Drug prohibition infuriates me

When a man admits to having murdered an innocent person ten years ago, he is arrested and tried. He’s held accountable. This man is just as guilty when he admitted to the crime as he was immediately after he committed it. It doesn’t matter how long ago the crime occurred—murder is wrong, always and forever.

When people admit to having used or bought illicit drugs ten years ago, they aren’t arrested and tried. No investigations are opened. I bet hardly anyone would say they ought to pay for their crimes according to how the law is written—prison, fines, etc. I’ve never heard even drug prohibitionists make this claim.

But that’s odd. If buying and using drugs really is wrong and ought to be punishable by law, shouldn’t violators be guilty for as long as they live? Shouldn’t they be held accountable for their actions? Why exempt them and not other admitted criminals?

Possessing marijuana in the United States is punishable by one year in prison and up to $1,000 in fines.
Possessing marijuana in the United States is punishable by one year in prison and up to $1,000 in fines.

This discrepancy exists because no one, not even drug prohibitionists, actually believes that using and selling drugs warrants retribution from the perspective of justice as a universal and absolute concept. They might think it’s stupid or morally wrong, but it’s categorically different from theft and murder. They know this, so they withhold the rules in certain situations—when it seems practical.

But this makes drug prohibition all the more infuriating. It exposes it as just a way some people choose to try and eliminate drugs from their lives. People who don’t want to see it and don’t want other people doing it. So they lock up people who do. For them, it seems practical.

This doesn’t address the many economic problems with prohibition, but it proves, I think, that prohibitionists use the force of law to achieve ends other than protection of life and property. They use the law to impose their preferences on other people, ruining lives in the process.

I’ll close with a thought experiment. Imagine Jake.

Jake just arrived in the United States. Where he came from, marijuana was legal. He bought it and used it every day. So when he finds a marijuana dealer on the streets of New York, he buys. But this “dealer” was actually an undercover cop.

Jake is arrested and put in jail. He is tried and found guilty. He is sentenced to three months in prison. He loses all hope of ever finding legitimate employment again.

Is this fair to Jake? Perhaps you say he should have known the law, but perhaps he did research the law and simply missed the part about drugs. Perhaps he had every intention of being a law-abiding citizen. Now his life is ruined because of an honest mistake.

It’s not fair.

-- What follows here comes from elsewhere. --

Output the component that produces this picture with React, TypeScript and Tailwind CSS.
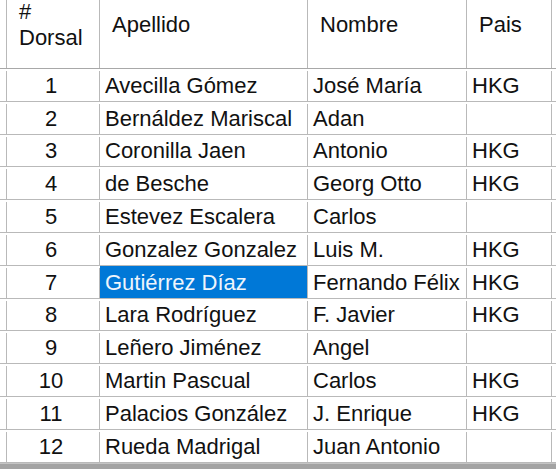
import React from 'react';

type Row = { dorsal: number; apellido: string; nombre: string; pais: string };

const rows: Row[] = [
  { dorsal: 1, apellido: 'Avecilla Gómez', nombre: 'José María', pais: 'HKG' },
  { dorsal: 2, apellido: 'Bernáldez Mariscal', nombre: 'Adan', pais: '' },
  { dorsal: 3, apellido: 'Coronilla Jaen', nombre: 'Antonio', pais: 'HKG' },
  { dorsal: 4, apellido: 'de Besche', nombre: 'Georg Otto', pais: 'HKG' },
  { dorsal: 5, apellido: 'Estevez Escalera', nombre: 'Carlos', pais: '' },
  { dorsal: 6, apellido: 'Gonzalez Gonzalez', nombre: 'Luis M.', pais: 'HKG' },
  { dorsal: 7, apellido: 'Gutiérrez Díaz', nombre: 'Fernando Félix', pais: 'HKG' },
  { dorsal: 8, apellido: 'Lara Rodríguez', nombre: 'F. Javier', pais: 'HKG' },
  { dorsal: 9, apellido: 'Leñero Jiménez', nombre: 'Angel', pais: '' },
  { dorsal: 10, apellido: 'Martin Pascual', nombre: 'Carlos', pais: 'HKG' },
  { dorsal: 11, apellido: 'Palacios González', nombre: 'J. Enrique', pais: 'HKG' },
  { dorsal: 12, apellido: 'Rueda Madrigal', nombre: 'Juan Antonio', pais: '' },
];

const grid = 'grid grid-cols-[7px_93px_208px_159px_85px]';
const cell = 'border-r border-[#b9b9b9]';

export default function App() {
  return (
    <div
      className="flex flex-col w-[556px] h-[469px] bg-white text-[#111] text-[22px] overflow-hidden"
      style={{ fontFamily: '"Liberation Sans", Arial, sans-serif' }}
    >
      {/* header */}
      <div className={`${grid} h-[69px] shrink-0 border-b border-[#a8a8a8] leading-[26px]`}>
        <div className={cell} />
        <div className={`${cell} pl-3 overflow-hidden`}>
          <div className="-mt-[1px]">#</div>
          <div>Dorsal</div>
        </div>
        <div className={`${cell} pl-3 pt-[12px]`}>Apellido</div>
        <div className={`${cell} pl-3 pt-[12px]`}>Nombre</div>
        <div className={`${cell} pl-3 pt-[12px]`}>Pais</div>
      </div>

      {rows.map((r) => {
        const selected = r.dorsal === 7;
        return (
          <div
            key={r.dorsal}
            className={`${grid} h-[32.8px] shrink-0 border-b border-[#b9b9b9] leading-none pt-[2px]`}
          >
            <div className={cell} />
            <div className={`${cell} flex items-center justify-center pr-1`}>{r.dorsal}</div>
            <div
              className={`${cell} flex items-center pl-[5px] whitespace-nowrap ${
                selected ? 'bg-[#0078d7] text-[#eef5fc] -mt-[2px] pt-[2px]' : ''
              }`}
            >
              {r.apellido}
            </div>
            <div className={`${cell} flex items-center pl-[5px] whitespace-nowrap`}>{r.nombre}</div>
            <div className={`${cell} flex items-center pl-[5px]`}>{r.pais}</div>
          </div>
        );
      })}

      <div className="flex-1 bg-[#a3a3a3] border-t border-[#c4c4c4]" />
    </div>
  );
}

Not in any world.

But I bet you’d say murder and stealing are different. If Jake murdered someone or stole something, he’d be guilty. Any other verdict would be unfair. It doesn’t matter if he knew it was wrong, because murder and stealing is everywhere, always wrong.

Why does this dissonance exist? Why do we think about drug law enforcement differently than enforcement of laws regarding murder and stealing? Because petty drug crimes aren’t really crimes against anyone. Everyone, including drug prohibitionists, know this.